SDCL 12-6-3.2 requires that a candidate declaring a partisan candidacy be registered to vote as a member of that party:
No person may sign a declaration of candidacy or be nominated as a political candidate for a party unless that person is a registered voter with that party affiliation.
Hauck and the SDDP argue that Hauck met those two criteria:
- On March 25, Hauck resided in District 13.
- On March 25, Hauck was a registered Democratic voter.
This argument rests on a separation that challenges our daily assumptions. We generally assume that one is registered to vote where one lives. But South Dakota law has no mechanism to automatically update voter rolls the moment a voter moves to a new address. No statute negates voters’ registration the moment they sign a mortgage and take the keys to their new house from their realtor. Hauck’s technical response to Secretary Barnett’s technical rejection of his petition is technically correct: on March 25, Hauck lived in District 14, and he still held a valid voter registration as a Democrat.

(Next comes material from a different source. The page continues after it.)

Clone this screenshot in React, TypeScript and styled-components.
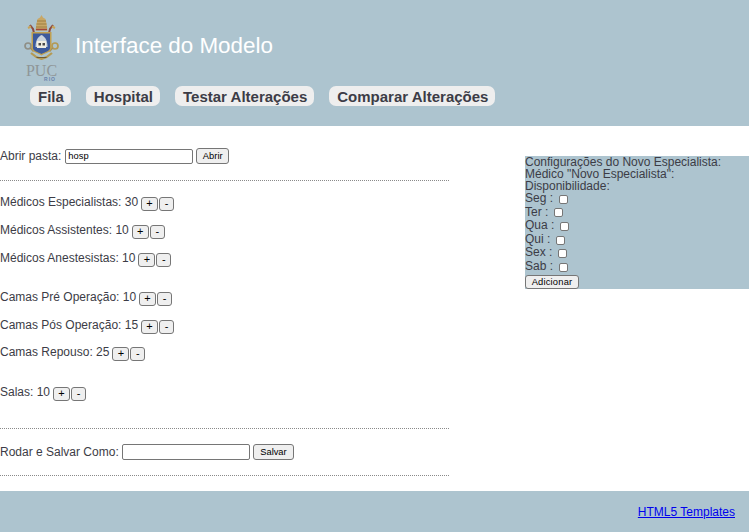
import React from "react";
import styled, { createGlobalStyle } from "styled-components";

const GlobalStyle = createGlobalStyle`
  html, body {
    margin: 0;
    padding: 0;
    background: #fff;
  }
  body {
    font-family: "Liberation Sans", Arial, sans-serif;
    font-size: 12px;
    color: #3c3c46;
  }
`;

const Page = styled.div`
  width: 749px;
  height: 532px;
  display: flex;
  flex-direction: column;
  overflow: hidden;
`;

const Header = styled.header`
  height: 126px;
  flex: none;
  background: #adc4cf;
  padding: 14px 0 0 23px;
  box-sizing: border-box;
`;

const Brand = styled.div`
  display: flex;
  height: 67px;
  gap: 15px;
`;

const LogoBox = styled.div`
  width: 37px;
  display: flex;
  flex-direction: column;
  align-items: center;
`;

const PucText = styled.span`
  font-family: "Liberation Serif", serif;
  font-size: 16px;
  line-height: 12px;
  color: #8f9698;
`;

const RioText = styled.span`
  font-size: 5px;
  font-weight: 700;
  line-height: 4px;
  letter-spacing: 1px;
  color: #6a83ac;
  align-self: flex-end;
  margin-right: 4px;
`;

const Title = styled.h1`
  margin: 16px 0 0;
  font-size: 22.4px;
  line-height: 32px;
  font-weight: 400;
  color: #fff;
`;

const Nav = styled.nav`
  display: flex;
  gap: 15px;
  margin: 5px 0 0 7px;
`;

const NavItem = styled.a`
  display: block;
  height: 20px;
  line-height: 21px;
  padding: 0 7px 0 8px;
  border-radius: 7px;
  background: #eeeeee;
  color: #3c3c46;
  font-size: 15px;
  font-weight: 700;
`;

const Main = styled.main`
  flex: 1;
  display: flex;
`;

const LeftColumn = styled.section`
  width: 449px;
  flex: none;
  padding-top: 22px;
`;

const Row = styled.div<{ $top?: number }>`
  display: flex;
  align-items: center;
  height: 16px;
  margin-top: ${(p) => p.$top ?? 0}px;
  line-height: 16px;
`;

const CounterList = styled.div`
  margin-top: 13px;
`;

const Divider = styled.hr<{ $top: number }>`
  border: 0;
  border-top: 1px dotted #8a8a8a;
  margin: ${(p) => p.$top}px 0 0;
  height: 0;
`;

const Label = styled.span`
  margin-right: 3px;
`;

const TextInput = styled.input<{ $height: number; $left: number }>`
  box-sizing: border-box;
  width: 128px;
  height: ${(p) => p.$height}px;
  margin: 0 3px 0 ${(p) => p.$left}px;
  padding: 1px 2px;
  border: 1px solid #767676;
  border-radius: 2px;
  background: #fff;
  font-family: "Liberation Sans", Arial, sans-serif;
  font-size: 9.33px;
  color: #000;
  outline: none;
`;

const Button = styled.button<{ $pad?: number }>`
  box-sizing: border-box;
  height: 16px;
  margin: 0;
  padding: 0 ${(p) => p.$pad ?? 6}px;
  border: 1px solid #767676;
  border-radius: 3px;
  background: #efefef;
  font-family: "Liberation Sans", Arial, sans-serif;
  font-size: 9.33px;
  line-height: 13px;
  color: #000;
`;

const StepButton = styled(Button)<{ $width: number }>`
  width: ${(p) => p.$width}px;
  height: 14px;
  padding: 0;
  margin: 3px 0 0 0;
  font-size: 11px;
  line-height: 11px;
`;

const StepGroup = styled.div`
  display: flex;
  gap: 1px;
`;

const SidePanel = styled.aside`
  width: 224px;
  height: 133px;
  margin: 30px 0 0 76px;
  background: #adc4cf;
  font-size: 12px;
  line-height: 12px;
`;

const DayRow = styled.label`
  display: flex;
  align-items: center;
  height: 13.6px;
  line-height: 13.6px;
`;

const DayCheck = styled.input`
  appearance: none;
  box-sizing: border-box;
  width: 9px;
  height: 9px;
  margin: 1px 0 0 6px;
  border: 1px solid #767676;
  border-radius: 2px;
  background: #fff;
`;

const AddButton = styled(Button)`
  display: block;
  width: 54px;
  height: 14px;
  padding: 0;
  margin-top: 1.5px;
  letter-spacing: 0.2px;
`;

const Footer = styled.footer`
  height: 41px;
  flex: none;
  background: #adc4cf;
  display: flex;
  justify-content: flex-end;
  align-items: center;
  padding-right: 14px;
`;

const FooterLink = styled.a`
  color: #0000ee;
  text-decoration: underline;
  font-size: 12px;
`;

const Crest: React.FC = () => (
  <svg width="37" height="51" viewBox="0 0 37 51">
    {/* tiara */}
    <path d="M18.500 1l1.500 2.500 2.500 1.500 1 4.500 1 7h-12l1-7 1-4.500 2.500-1.500z" fill="#c8a766" />
    <path d="M14 7h9M13.500 10h10M13 13h11" stroke="#9d7f42" strokeWidth="1" />
    <path d="M13 15.500h11" stroke="#a0463a" strokeWidth="1.500" />
    {/* crossed keys */}
    <path d="M7 11l3 4 1 4M30 11l-3 4-1 4" stroke="#8d4a40" strokeWidth="2" fill="none" />
    <path d="M5 14l3-1.500M32 14l-3-1.500" stroke="#c7a45a" strokeWidth="2" fill="none" />
    <circle cx="5" cy="32" r="3" fill="none" stroke="#8f8f86" strokeWidth="1.700" />
    <circle cx="32" cy="32" r="3" fill="none" stroke="#b39a55" strokeWidth="1.700" />
    <path d="M7.500 34l3 3.500M29.500 34l-3 3.500" stroke="#a28d58" strokeWidth="1.500" />
    {/* shield */}
    <path d="M8.500 18h20v16c0 4-6 5-10 7.500-4-2.500-10-3.500-10-7.500z" fill="#c0a050" />
    <path d="M10 19.500h17v14.500c0 3-5 4-8.500 6-3.500-2-8.500-3-8.500-6z" fill="#3c5a9c" />
    <path d="M18.500 21c4 2 6 6 6 12h-12c0-6 2-10 6-12z" fill="#c9d3dc" />
    <rect x="14" y="27" width="9" height="7" fill="#f1eee2" />
    <path d="M15.500 29h2.500v2.500h-2.500zM19.500 29h2.500v2.500h-2.500z" fill="#4b4a4a" />
    {/* ribbon */}
    <path d="M8 39c4 4 7 5 10.500 6 3.500-1 6.500-2 10.500-6" stroke="#b59a52" strokeWidth="2" fill="none" />
    <path d="M13.500 43.500h10" stroke="#6f5b35" strokeWidth="1" />
  </svg>
);

const counters = [
  { label: "Médicos Especialistas: 30", top: 0 },
  { label: "Médicos Assistentes: 10", top: 12 },
  { label: "Médicos Anestesistas: 10", top: 12 },
  { label: "Camas Pré Operação: 10", top: 23 },
  { label: "Camas Pós Operação: 15", top: 12 },
  { label: "Camas Repouso: 25", top: 11 },
  { label: "Salas: 10", top: 24 },
];

const days = ["Seg", "Ter", "Qua", "Qui", "Sex", "Sab"];

const navItems = ["Fila", "Hospital", "Testar Alterações", "Comparar Alterações"];

export default function App() {
  return (
    <Page>
      <GlobalStyle />
      <Header>
        <Brand>
          <LogoBox>
            <Crest />
            <PucText>PUC</PucText>
            <RioText>RIO</RioText>
          </LogoBox>
          <Title>Interface do Modelo</Title>
        </Brand>
        <Nav>
          {navItems.map((item) => (
            <NavItem key={item}>{item}</NavItem>
          ))}
        </Nav>
      </Header>
      <Main>
        <LeftColumn>
          <Row>
            <Label>Abrir pasta:</Label>
            <TextInput $height={15} $left={1} defaultValue="hosp" />
            <Button $pad={5.5}>Abrir</Button>
          </Row>
          <Divider $top={16} />
          <CounterList>
            {counters.map((c) => (
              <Row key={c.label} $top={c.top}>
                <Label>{c.label}</Label>
                <StepGroup>
                  <StepButton $width={17}>+</StepButton>
                  <StepButton $width={15}>-</StepButton>
                </StepGroup>
              </Row>
            ))}
          </CounterList>
          <Divider $top={28} />
          <Row $top={15}>
            <Label>Rodar e Salvar Como:</Label>
            <TextInput $height={16} $left={0} />
            <Button $pad={6.5}>Salvar</Button>
          </Row>
          <Divider $top={15} />
        </LeftColumn>
        <SidePanel>
          <div>Configurações do Novo Especialista:</div>
          <div>Médico "Novo Especialista":</div>
          <div>Disponibilidade:</div>
          {days.map((d) => (
            <DayRow key={d}>
              {d} :
              <DayCheck type="checkbox" />
            </DayRow>
          ))}
          <AddButton>Adicionar</AddButton>
        </SidePanel>
      </Main>
      <Footer>
        <FooterLink href="#">HTML5 Templates</FooterLink>
      </Footer>
    </Page>
  );
}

Of course, this argument could get scary if we check the implications for other hypotheticals. Suppose an SDSU student from Minnesota takes an interest in South Dakota politics and agrees to run for Legislature. The student resides in Brookings, and the student holds a Minnesota voter registration. Can that student sign a declaration of candidacy for District 7 Senate?

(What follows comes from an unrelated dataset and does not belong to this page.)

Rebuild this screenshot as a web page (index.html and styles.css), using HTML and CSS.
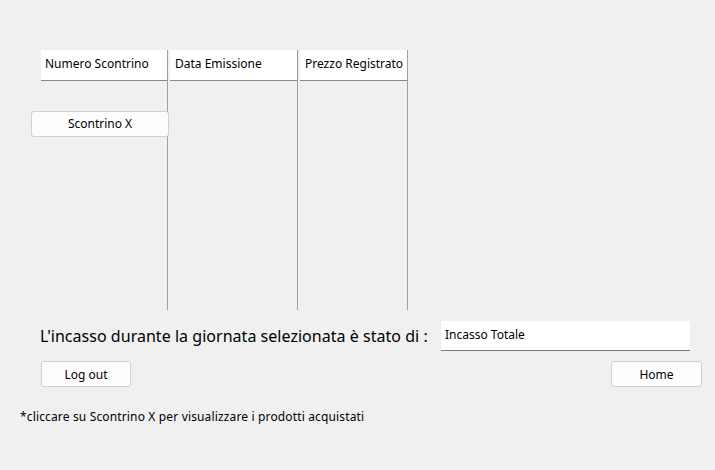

To beat this challenge, the state will need to rebut the plaintiffs’ decoupling of residency and voter registration. If we had a competent attorney general, he might offer this response:
- SDCL 12-6-3.2 says a signer of a declaration of partisan candidacy must be “a registered voter with that party affiliation.”

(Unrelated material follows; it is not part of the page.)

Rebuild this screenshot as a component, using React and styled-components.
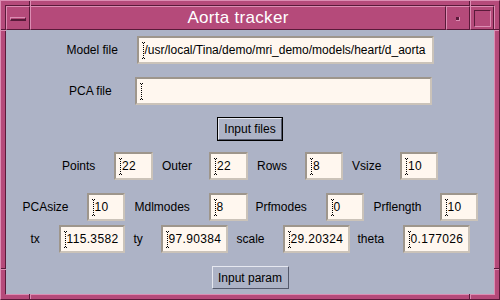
import React from 'react';
import styled, { createGlobalStyle } from 'styled-components';

const Global = createGlobalStyle`
  html, body { margin: 0; padding: 0; background: #adb3c6; }
  body { font-family: "Liberation Sans", Arial, sans-serif; }
`;

const PINK = '#b54a7a';
const LIGHT = '#dc8db3';
const DARK = '#5a1a3a';
const BG = '#adb3c6';

const Window = styled.div`
  position: relative;
  box-sizing: border-box;
  width: 500px;
  height: 300px;
  background: ${PINK};
  border-top: 1px solid ${LIGHT};
  border-left: 1px solid ${LIGHT};
  border-right: 1px solid ${DARK};
  border-bottom: 1px solid ${DARK};
  padding: 4px;
`;

const Inner = styled.div`
  box-sizing: border-box;
  height: 100%;
  display: flex;
  flex-direction: column;
  border-top: 1px solid ${DARK};
  border-left: 1px solid ${DARK};
  border-right: 1px solid ${LIGHT};
  border-bottom: 1px solid ${LIGHT};
`;

const Notch = styled.div`
  position: absolute;
  background: ${LIGHT};
  box-shadow: ${(p) => (p.$v ? `-1px 0 0 ${DARK}` : `0 -1px 0 ${DARK}`)};
  ${(p) => (p.$v ? 'width: 1px; height: 5px;' : 'width: 5px; height: 1px;')}
`;

const TitleBar = styled.div`
  display: flex;
  height: 24px;
  flex: none;
`;

const TitlePart = styled.div`
  box-sizing: border-box;
  width: ${(p) => (p.$w ? `${p.$w}px` : 'auto')};
  flex: ${(p) => (p.$w ? 'none' : '1')};
  background: ${PINK};
  border-top: 1px solid ${LIGHT};
  border-left: 1px solid ${LIGHT};
  border-right: 1px solid ${DARK};
  border-bottom: 1px solid ${DARK};
  display: flex;
  align-items: center;
  justify-content: center;
`;

const Title = styled.span`
  color: #ffffff;
  font-size: 17px;
  letter-spacing: 0.3px;
`;

const MenuBar = styled.div`
  box-sizing: border-box;
  width: 16px;
  height: 4px;
  margin-top: 1px;
  border-top: 1px solid ${LIGHT};
  border-left: 1px solid ${LIGHT};
  border-right: 1px solid ${DARK};
  border-bottom: 2px solid ${DARK};
`;

const MinBox = styled.div`
  box-sizing: border-box;
  width: 4px;
  height: 4px;
  margin-top: 1px;
  background: ${DARK};
  border-right: 1px solid ${LIGHT};
  border-bottom: 1px solid ${LIGHT};
`;

const MaxBox = styled.div`
  box-sizing: border-box;
  width: 17px;
  height: 17px;
  border-top: 1px solid ${DARK};
  border-left: 1px solid ${DARK};
  border-right: 1px solid ${LIGHT};
  border-bottom: 1px solid ${LIGHT};
`;

const Content = styled.div`
  flex: 1;
  background: ${BG};
  display: flex;
  flex-direction: column;
  align-items: center;
`;

const Row = styled.div`
  display: flex;
  align-items: center;
  justify-content: center;
  margin-top: ${(p) => p.$mt}px;
  height: ${(p) => p.$h || 28}px;
`;

const Label = styled.div`
  box-sizing: border-box;
  width: ${(p) => p.$w}px;
  margin-left: ${(p) => p.$ml || 0}px;
  padding-left: ${(p) => p.$pl || 0}px;
  font-size: 12px;
  color: #000;
  white-space: nowrap;
`;

const Box = styled.div`
  box-sizing: border-box;
  width: ${(p) => p.$w}px;
  height: 28px;
  background: #fff7ef;
  border-top: 2px solid #9e968c;
  border-left: 2px solid #9e968c;
  border-right: 2px solid #cbc3b9;
  border-bottom: 2px solid #cbc3b9;
  display: flex;
  align-items: center;
  padding-left: 3px;
  overflow: hidden;
  white-space: nowrap;
  font-size: 12px;
  letter-spacing: ${(p) => (p.$tight ? 0 : 0.35)}px;
  color: #000;
`;

const CaretSvg = styled.svg`
  flex: none;
  width: 4px;
  height: 17px;
  margin-right: -1px;
`;

const Button = styled.div`
  box-sizing: border-box;
  width: ${(p) => p.$w}px;
  height: ${(p) => p.$h}px;
  margin-top: ${(p) => p.$mt}px;
  border: ${(p) => (p.$default ? '1px solid #000' : 'none')};
  font-size: 12px;
  color: #000;
  display: flex;
`;

const ButtonFace = styled.div`
  flex: 1;
  background: ${BG};
  border-top: 1px solid #e6e8f0;
  border-left: 1px solid #e6e8f0;
  border-right: 1px solid #555a6c;
  border-bottom: 1px solid #555a6c;
  display: flex;
  align-items: center;
  justify-content: center;
`;

const Caret = () => (
  <CaretSvg viewBox="0 0 4 17">
    <path d="M0 0.5h3M0 16.5h3" stroke="#000" strokeWidth="1" strokeDasharray="1 1" />
    <path d="M1.5 1v15" stroke="#000" strokeWidth="1" strokeDasharray="1 1" />
  </CaretSvg>
);

const Field = ({ w, value, tight }) => (
  <Box $w={w} $tight={tight}>
    <Caret />
    {value}
  </Box>
);

const rows = [
  {
    mt: 11,
    items: [
      ['Points', 52, '22', 39],
      ['Outer', 47, '22', 39],
      ['Rows', 48, '8', 38],
      ['Vsize', 48, '10', 38],
    ],
  },
  {
    mt: 13,
    items: [
      ['PCAsize', 64, '10', 38],
      ['Mdlmodes', 74, '8', 39, 10],
      ['Prfmodes', 70, '0', 38, 8],
      ['Prflength', 66, '10', 38, 10],
    ],
  },
  {
    mt: 4,
    items: [
      ['tx', 28, '115.3582', 66],
      ['ty', 27, '97.90384', 67],
      ['scale', 46, '29.20324', 67, 9],
      ['theta', 45, '0.177026', 67, 8],
    ],
  },
];

const App = () => (
  <>
    <Global />
    <Window>
      <Inner>
        <TitleBar>
          <TitlePart $w={24}>
            <MenuBar />
          </TitlePart>
          <TitlePart>
            <Title>Aorta tracker</Title>
          </TitlePart>
          <TitlePart $w={24}>
            <MinBox />
          </TitlePart>
          <TitlePart $w={24}>
            <MaxBox />
          </TitlePart>
        </TitleBar>
        <Content>
          <Row $mt={6}>
            <Label $w={70}>Model file</Label>
            <Field w={297} tight value="/usr/local/Tina/demo/mri_demo/models/heart/d_aorta" />
          </Row>
          <Row $mt={13}>
            <Label $w={67} $pl={1}>PCA file</Label>
            <Field w={297} value="" />
          </Row>
          <Button $w={66} $h={24} $mt={12} $default>
            <ButtonFace>Input files</ButtonFace>
          </Button>
          {rows.map((r, i) => (
            <Row key={i} $mt={r.mt}>
              {r.items.map(([label, lw, value, fw, ml], j) => (
                <React.Fragment key={label}>
                  <Label $w={lw} $ml={j === 0 ? 0 : ml || 9}>
                    {label}
                  </Label>
                  <Field w={fw} value={value} />
                </React.Fragment>
              ))}
            </Row>
          ))}
          <Button $w={77} $h={23} $mt={13}>
            <ButtonFace>Input param</ButtonFace>
          </Button>
        </Content>
      </Inner>
      <Notch $v style={{ left: 29, top: 0 }} />
      <Notch $v style={{ left: 469, top: 0 }} />
      <Notch $v style={{ left: 29, bottom: 0 }} />
      <Notch $v style={{ left: 469, bottom: 0 }} />
      <Notch style={{ left: 0, top: 29 }} />
      <Notch style={{ right: 0, top: 29 }} />
      <Notch style={{ left: 0, bottom: 29 }} />
      <Notch style={{ right: 0, bottom: 29 }} />
    </Window>
  </>
);

export default App;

- SDCL 12-1-3(21) says a “voter” is “a person duly registered to vote….”
- SDCL 12-4-1 says a person can be duly registered—or, in this statute, “be entitled to be registered”—only “in the voting precinct in which he resides.”
- SDCL 12-1-4 defines residence for voting purposes as “the place in which a person has fixed his or her habitation and to which the person, whenever absent, intends to return.”
- At the time plaintiff Hauck signed the declaration, the plaintiff resided in District 14. He had fixed his habitation there in 2019, with no intent to return to his previous domicile in District 13.
- On March 25, 2020, the plaintiff was entitled to be registered only in his voting precinct in District 14.
- On March 25, 2020, the plaintiff was not duly registered to vote and thus was not a legitimate voter. His voter registration was invalid.
- Thus, on March 25, 2020, the plaintiff was not legally a registered voter in the Democratic Party and thus was not legally qualified to sign a declaration of candidacy for a District 14 Legislative seat.
This defense argument finds some support in a case the plaintiffs footnote in their brief and which I blogged about back in 2008, Heinemeyer v. Heartland, in which my old Madison neighbor Jeff Heinemeyer tried to maintain his eligibility for a seat on the Heartland Consumer Power District board. Heinemeyer had moved out of Madison, which was part of the district whose Heartland seat he sought, and out to swankier digs by Lake Madison. Heinemeyer re-registered to vote in Madison at the address of my pal Lonnie Lembcke’s downtown Madison apartment. Heinemeyer justified his residency claim by chipping in on Lembcke’s rent, getting mail there, and occasionally eating lunch and napping there. The South Dakota Supreme Court said bonk on that:
Prior to November 1, 2006, Heinemeyer was living at his home at 927 Jennifer Street in Madison, South Dakota. Since this was the only residence Heinemeyer kept at the time, this was in fact his voting residence. On November 1, 2006, Heinemeyer relinquished possession of his home at 927 Jennifer Street to the purchasers of that home and moved to the new home he built at 27 Golf Drive in Wentworth, South Dakota. On November 1, 2006, Heinemeyer ceased to actually live in his home in Madison. Heinemeyer effectively gained voting residence at his home in Wentworth on November 1, 2006, because he began actually living in his Wentworth home. Thus, on November 1, 2006, Heinemeyer removed himself from District 10 and established his voting residence at 27 Golf Drive in Wentworth [South Dakota Supreme Court, ruling, Heinemeyer v. Heartland, 2008.11.12].
In Heinemeyer, in its statement that one gains voting residence upon moving, the court implies that one loses voting residence in one’s former abode and thus invalidates one’s former registration. Heinemeyer claimed to be a voter in the district he wanted to represent, as required by the statute governing consumer power district board qualifications, but the court said he was not a voter in that district, despite the existence of Heinemeyer’s voter registration form.
If the courts apply the Heinemeyer test to Hauck’s case, Hauck loses. Under Heinemeyer, your voter registration is not valid if you don’t really live in the district.
But Jason Ravnsborg won’t make that argument, one, because he’s a knucklehead, but two, because the SDGOP won’t let him. Argue Heinemeyer too loudly, and you disenfranchise all those RV voters who create an even thinner fiction or residency than Heinemeyer did, just for the pleasure of dodging taxes and high RV license and registration fees… and the people with the time, money, and inclination to prioritize such choices tend to vote Republican.
No other Democrat filed for District 13 Senate, so there’s no rush for the court to resolve this matter before primary voting starts (and jeepers, the Secretary as surely already sent those ballots for printing, right?). But watch for the state’s response to this truly interesting test of South Dakota’s interpretation of residency and voter registration.